大きめの石がゴロゴロ転がり、しかもかなりの急角度。
登るのは結構大変です。
きつい…
空が見えてきた
ここまで来たら、もうすぐ…
運動不足を痛感
目的地が見えてきました。
金大巌
登り始めて約20分で到着しました。
「三宮」と「牛尾宮」の2つのお堂が建っています。
その奥には、高さ約10mの金大巌
日吉大社の始まりの場所と言われます。
とっても神威を感じます。
手を合わせたのちに回れ右。
この景色が御利益です!
光さす、さらなる頂を目指して
いつもはここで折り返します。
でも、この日は違いました。
たまたま通りがかった80歳ぐらいの方から
「お社の後ろ側に登ったら、もっと景色が開けるよ。あんた若いから行ける」と声をかけられたのです。
「若い」
ムフ、ムフフフ
絶賛反応した私は、登っていきます。
ブタもおだてりゃ何とやら…
そして辿り着きました、さらなる頂へ
その風景がこちら!
神よ
目の前に遮るものは何もなく、琵琶湖の景色が一望できます。
光に包まれる感じ
しばしキラキラ輝く湖面に見惚れていました。
翁のお導き。
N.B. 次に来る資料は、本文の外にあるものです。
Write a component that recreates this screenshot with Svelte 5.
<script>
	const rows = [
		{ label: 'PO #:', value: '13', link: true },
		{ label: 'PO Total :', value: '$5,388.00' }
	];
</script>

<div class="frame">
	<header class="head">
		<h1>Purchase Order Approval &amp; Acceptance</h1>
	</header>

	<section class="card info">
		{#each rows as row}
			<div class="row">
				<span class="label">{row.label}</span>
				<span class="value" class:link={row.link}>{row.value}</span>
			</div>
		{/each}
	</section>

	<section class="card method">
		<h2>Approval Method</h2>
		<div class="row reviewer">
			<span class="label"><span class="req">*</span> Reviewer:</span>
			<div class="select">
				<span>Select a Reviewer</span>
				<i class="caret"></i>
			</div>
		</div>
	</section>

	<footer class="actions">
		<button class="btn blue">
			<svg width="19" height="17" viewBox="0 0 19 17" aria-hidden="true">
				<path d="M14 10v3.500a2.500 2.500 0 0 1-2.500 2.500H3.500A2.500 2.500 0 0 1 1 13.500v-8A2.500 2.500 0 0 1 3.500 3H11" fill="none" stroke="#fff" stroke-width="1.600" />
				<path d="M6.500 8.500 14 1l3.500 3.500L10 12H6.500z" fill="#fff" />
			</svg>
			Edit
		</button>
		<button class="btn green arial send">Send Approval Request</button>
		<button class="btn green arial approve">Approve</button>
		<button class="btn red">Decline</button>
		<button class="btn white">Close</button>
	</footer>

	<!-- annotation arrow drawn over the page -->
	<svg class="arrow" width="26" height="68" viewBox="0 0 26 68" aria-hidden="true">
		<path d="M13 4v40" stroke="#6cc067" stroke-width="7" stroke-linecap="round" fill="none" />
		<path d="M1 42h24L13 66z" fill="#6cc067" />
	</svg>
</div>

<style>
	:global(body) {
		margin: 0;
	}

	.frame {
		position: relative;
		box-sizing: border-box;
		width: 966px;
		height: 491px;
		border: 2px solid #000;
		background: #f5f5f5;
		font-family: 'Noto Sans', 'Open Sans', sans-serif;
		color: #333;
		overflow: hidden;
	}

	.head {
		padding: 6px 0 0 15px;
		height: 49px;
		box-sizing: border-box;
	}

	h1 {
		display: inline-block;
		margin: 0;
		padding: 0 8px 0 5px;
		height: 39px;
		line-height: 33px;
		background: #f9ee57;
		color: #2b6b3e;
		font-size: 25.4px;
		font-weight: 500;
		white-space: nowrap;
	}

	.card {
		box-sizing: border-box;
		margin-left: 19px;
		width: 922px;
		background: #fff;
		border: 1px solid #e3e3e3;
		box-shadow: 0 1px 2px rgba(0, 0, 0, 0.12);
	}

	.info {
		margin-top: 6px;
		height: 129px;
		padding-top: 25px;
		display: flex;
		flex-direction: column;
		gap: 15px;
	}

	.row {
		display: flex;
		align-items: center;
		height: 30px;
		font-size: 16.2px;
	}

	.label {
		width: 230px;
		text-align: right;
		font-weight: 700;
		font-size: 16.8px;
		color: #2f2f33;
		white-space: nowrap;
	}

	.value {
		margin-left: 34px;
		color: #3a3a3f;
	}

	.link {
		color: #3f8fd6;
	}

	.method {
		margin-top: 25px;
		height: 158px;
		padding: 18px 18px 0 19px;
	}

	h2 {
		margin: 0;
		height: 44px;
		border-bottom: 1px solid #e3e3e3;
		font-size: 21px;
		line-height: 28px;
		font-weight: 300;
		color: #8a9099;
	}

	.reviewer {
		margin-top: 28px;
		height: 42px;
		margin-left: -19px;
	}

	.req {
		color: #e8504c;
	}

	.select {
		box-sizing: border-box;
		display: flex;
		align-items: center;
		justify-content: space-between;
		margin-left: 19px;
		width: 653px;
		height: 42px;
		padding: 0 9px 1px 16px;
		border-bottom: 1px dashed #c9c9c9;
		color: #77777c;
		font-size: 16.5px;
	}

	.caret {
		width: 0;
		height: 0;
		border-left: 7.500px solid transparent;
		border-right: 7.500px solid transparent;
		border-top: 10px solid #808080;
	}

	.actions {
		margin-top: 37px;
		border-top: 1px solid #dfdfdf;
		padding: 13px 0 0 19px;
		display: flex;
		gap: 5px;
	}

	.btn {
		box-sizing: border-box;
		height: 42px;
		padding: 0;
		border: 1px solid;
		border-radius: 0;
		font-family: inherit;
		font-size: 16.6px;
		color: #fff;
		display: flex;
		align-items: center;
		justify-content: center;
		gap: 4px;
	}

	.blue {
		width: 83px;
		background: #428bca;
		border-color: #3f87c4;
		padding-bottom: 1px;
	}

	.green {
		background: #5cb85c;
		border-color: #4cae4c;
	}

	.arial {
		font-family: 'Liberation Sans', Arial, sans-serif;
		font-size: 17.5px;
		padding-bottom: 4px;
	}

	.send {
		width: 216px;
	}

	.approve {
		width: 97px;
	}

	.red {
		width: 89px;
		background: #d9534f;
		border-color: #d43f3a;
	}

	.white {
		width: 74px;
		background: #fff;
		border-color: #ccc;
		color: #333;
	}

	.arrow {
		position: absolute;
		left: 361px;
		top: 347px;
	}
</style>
ありがとうございます。
頑張った先には、必ず明るい光がさす。
そう信じて生きていきたいと思いました。
ちょっと冷えてきたので、下山します。
下りの方がしんどい…なんせ急坂に雪積もってますからね。
そもそも私は腰痛持ちです。
これ、一番あかんやつです。
滑った拍子に変な体勢でグキッてなりかねない。
なんで今、気づく…
こういう向こう見ずなアホな体質は一生治らないでしょうね。
無事に下山し、すぐ脇の東本宮へ。
こちらの建物も国宝です。
いい1年になりますように。
周辺も散策
この後は、明智光秀ゆかりの西教寺まで。
この辺りには、群集墳(比較的小さな古墳が密集してある)が多数あります。
考古学を専攻していた学生時代、この地域をフィールドに調査していたのを懐かしく思い出します。
お師匠さんに、埋もれた古墳の見つけ方を尋ねたら「それは匂いだね」と。
たくさん見ているうちに、私も何となくピンとくるようになりました(笑)
琵琶湖の景色を眺めながら散策して今回の旅は終了です。
結構歩いて足パンパン。
明日、足上がるかな…
あ、明後日か
筋肉痛 少し遅れる 40代(涙)
でも心は満たされた1日でした。
*八王子山に登られる際は必ず、運動靴で。
ランニングシューズでもちょっと危ないぐらい急で滑りやすいです。